Don’t tell me how to be “cool”
Don’t fucking tell me that I study too much cause I don’t. I’m not grade conscious or aim for Dean’s Lister (which my school give out to majority of the students and does not apply that you are a fucking genius or a child prodigy).
It doesn’t mean that I didn’t go out to parties in high school, makes me a nerd or something. I just think posting pictures of yourself drinking a fucking gallon of fucking beer or smoking weed/cig makes you a better person or solve the world’s problems.
I’ll get to that when I’m in my 20’s in clubs in New York city compare to the “cheap” bars and clubs you used to hang out in. Plus, prolly the time I spent on the actual “studying” would take me to places unlike you who thinks building the “I’M A FUCKING BAD ASS HORMONAL TEENAGER WHO POSTS WASTED PICTURES OF MY SELF ON FACEBOOK” image would build you a promising career.

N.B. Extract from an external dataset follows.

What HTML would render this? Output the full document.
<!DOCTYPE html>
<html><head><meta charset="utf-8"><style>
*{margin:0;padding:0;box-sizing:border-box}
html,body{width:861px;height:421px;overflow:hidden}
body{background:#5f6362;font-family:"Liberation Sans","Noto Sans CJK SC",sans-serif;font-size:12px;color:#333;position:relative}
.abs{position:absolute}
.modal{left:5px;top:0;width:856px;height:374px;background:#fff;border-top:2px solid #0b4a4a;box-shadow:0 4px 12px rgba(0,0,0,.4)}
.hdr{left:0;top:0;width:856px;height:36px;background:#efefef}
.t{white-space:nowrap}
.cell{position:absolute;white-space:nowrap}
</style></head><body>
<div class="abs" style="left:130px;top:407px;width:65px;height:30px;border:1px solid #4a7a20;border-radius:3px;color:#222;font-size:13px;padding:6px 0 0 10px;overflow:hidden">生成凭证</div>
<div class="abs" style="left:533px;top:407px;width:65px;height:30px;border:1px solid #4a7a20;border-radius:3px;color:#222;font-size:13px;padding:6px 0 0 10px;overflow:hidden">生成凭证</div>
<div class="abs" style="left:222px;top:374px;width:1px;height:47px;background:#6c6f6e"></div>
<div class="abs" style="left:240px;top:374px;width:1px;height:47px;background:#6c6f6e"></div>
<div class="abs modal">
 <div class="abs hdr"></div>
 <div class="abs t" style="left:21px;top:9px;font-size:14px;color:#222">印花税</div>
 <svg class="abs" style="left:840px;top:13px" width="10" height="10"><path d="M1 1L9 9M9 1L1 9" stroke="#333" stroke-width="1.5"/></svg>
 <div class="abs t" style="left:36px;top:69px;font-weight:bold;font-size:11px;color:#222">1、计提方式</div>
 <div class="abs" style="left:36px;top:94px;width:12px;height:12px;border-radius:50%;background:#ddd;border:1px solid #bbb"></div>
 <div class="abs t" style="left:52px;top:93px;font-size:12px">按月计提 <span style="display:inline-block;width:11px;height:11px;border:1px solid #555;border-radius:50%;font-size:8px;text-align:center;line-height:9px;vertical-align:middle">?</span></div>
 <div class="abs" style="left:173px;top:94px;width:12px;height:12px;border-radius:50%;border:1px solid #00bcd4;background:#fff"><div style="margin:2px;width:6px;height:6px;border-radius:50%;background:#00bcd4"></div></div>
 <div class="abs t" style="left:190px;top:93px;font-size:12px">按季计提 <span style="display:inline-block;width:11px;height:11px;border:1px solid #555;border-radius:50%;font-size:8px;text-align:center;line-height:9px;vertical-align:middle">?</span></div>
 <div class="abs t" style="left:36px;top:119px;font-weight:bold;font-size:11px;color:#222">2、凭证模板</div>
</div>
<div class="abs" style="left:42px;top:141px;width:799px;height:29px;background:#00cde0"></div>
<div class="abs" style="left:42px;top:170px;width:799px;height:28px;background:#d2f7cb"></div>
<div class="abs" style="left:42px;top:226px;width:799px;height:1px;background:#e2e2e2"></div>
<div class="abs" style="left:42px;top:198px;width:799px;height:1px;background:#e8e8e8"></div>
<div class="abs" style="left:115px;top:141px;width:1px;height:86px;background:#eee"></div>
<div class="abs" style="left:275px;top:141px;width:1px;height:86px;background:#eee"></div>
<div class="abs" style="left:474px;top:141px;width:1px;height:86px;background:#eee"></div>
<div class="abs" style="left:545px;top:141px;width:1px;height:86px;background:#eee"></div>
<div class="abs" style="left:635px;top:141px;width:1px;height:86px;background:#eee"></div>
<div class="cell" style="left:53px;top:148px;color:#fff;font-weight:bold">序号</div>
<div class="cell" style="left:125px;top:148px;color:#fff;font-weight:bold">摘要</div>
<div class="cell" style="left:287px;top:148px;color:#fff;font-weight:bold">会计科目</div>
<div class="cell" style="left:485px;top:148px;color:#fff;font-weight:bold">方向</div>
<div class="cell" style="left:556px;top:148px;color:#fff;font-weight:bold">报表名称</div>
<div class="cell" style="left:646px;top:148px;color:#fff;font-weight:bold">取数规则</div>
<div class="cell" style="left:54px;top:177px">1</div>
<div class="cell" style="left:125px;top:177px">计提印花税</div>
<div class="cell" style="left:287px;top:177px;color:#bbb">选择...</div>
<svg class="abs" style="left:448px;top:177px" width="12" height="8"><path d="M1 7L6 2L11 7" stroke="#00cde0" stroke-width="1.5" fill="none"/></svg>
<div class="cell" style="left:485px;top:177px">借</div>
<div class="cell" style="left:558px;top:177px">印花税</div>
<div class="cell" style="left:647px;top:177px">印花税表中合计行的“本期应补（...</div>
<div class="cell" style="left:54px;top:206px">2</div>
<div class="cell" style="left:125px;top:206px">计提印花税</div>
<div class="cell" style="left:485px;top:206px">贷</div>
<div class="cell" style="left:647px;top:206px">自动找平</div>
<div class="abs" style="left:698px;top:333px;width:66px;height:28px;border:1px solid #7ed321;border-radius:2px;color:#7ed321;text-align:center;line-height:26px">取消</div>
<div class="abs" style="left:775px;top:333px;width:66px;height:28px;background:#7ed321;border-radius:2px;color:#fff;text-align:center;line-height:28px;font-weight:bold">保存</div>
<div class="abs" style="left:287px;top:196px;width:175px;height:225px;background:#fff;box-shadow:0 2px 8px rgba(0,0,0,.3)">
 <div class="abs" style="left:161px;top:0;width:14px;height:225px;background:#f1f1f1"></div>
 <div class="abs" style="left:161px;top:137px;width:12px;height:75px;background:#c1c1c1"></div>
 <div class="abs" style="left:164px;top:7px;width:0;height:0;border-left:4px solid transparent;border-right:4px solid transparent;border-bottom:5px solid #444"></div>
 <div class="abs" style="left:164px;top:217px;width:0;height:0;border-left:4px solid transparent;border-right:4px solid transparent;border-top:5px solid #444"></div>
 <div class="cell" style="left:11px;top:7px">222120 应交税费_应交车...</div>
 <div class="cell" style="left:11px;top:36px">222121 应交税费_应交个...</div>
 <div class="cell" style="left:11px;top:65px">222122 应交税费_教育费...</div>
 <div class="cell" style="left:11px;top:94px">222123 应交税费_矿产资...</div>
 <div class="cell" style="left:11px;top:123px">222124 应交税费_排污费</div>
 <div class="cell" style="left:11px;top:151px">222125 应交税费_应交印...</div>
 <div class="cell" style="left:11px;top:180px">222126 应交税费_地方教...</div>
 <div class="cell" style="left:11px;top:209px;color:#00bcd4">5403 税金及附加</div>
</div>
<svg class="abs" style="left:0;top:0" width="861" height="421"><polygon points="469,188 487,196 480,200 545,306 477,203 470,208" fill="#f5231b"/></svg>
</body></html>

So if you think you’re really cool, a person who looooves to have fun and stuff, WHY.THE.FUCK.ARE.YOU.TALKING.TO.ME.
I thought you’re a busy person who needs to be soooo coool and needs to do soo many cool things. Why the hell waste your cool time with people like me? Like what the fuck bro?
So just in case, I know how to have fun and not just the way you do it. It does not involve alcohol or partying hard at 1 am in the morning or breaking rules and driving so fast you can’t remember if you car is still intact with the pavement or you are falling down the skyway.
Your idea of fun is not my idea of fun, and not appropriate with my age even though I’m legal. I’m a person/girl who wants to be respected and not to be thrown out there as a wasted-bitchy-kulangnalangmagbikinipagpumasoksaschoolgirls.
So my situation is not easy and you don’t need to fucking know. Cool
Kid. Psssssh. I need a fucking drink.